- IOC code: PUR
- NOC: Puerto Rico Olympic Committee
- Website: www.copur.pr (in Spanish)

in Helsinki
- Competitors: 21 (21 men, 0 women) in 4 sports
- Flag bearers: Jaime Annexy Jorge Soto
- Medals: Gold 0 Silver 0 Bronze 0 Total 0

Summer Olympics appearances (overview)
- 1948; 1952; 1956; 1960; 1964; 1968; 1972; 1976; 1980; 1984; 1988; 1992; 1996; 2000; 2004; 2008; 2012; 2016; 2020; 2024;

= Puerto Rico at the 1952 Summer Olympics =

Puerto Rico competed at the 1952 Summer Olympics in Helsinki, Finland. 21 competitors, all men, took part in 19 events in 4 sports.

==History==
On November 25, 1950, Avery Brundage contacted Department of State advisor Forney Rankin about the participation of Puerto Rico at the inaugural Pan American Games.
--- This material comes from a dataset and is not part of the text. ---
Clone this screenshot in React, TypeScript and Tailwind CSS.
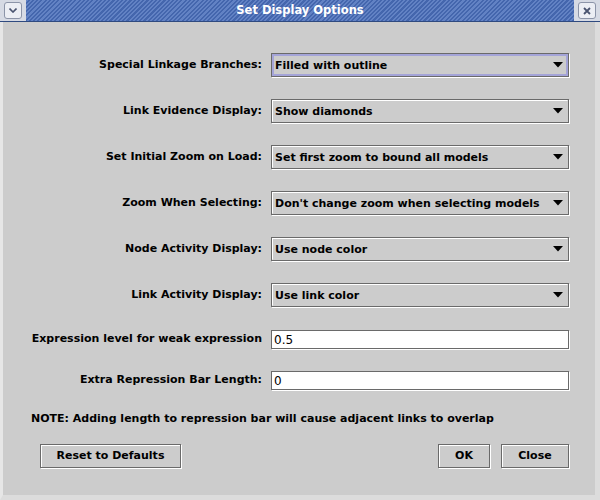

The Departments of State, Interior and Defense opposed the idea, as noted in their reply dated December 14, 1950. Brundage argued in favor of sending Puerto Ricans along the USOC, but allowing them the use of their flag. His attempts continued into 1951. Not all American officials in the United States Committee opposed the participation of Puerto Rico in the event, as the participation was favored by organization member General Rose. The issue of having two delegations with the same flag and anthem was also contentious. Ultimately, Puerto Rico did not participate in the games and it became apparent that its participation in such events was done for the foreseeable future.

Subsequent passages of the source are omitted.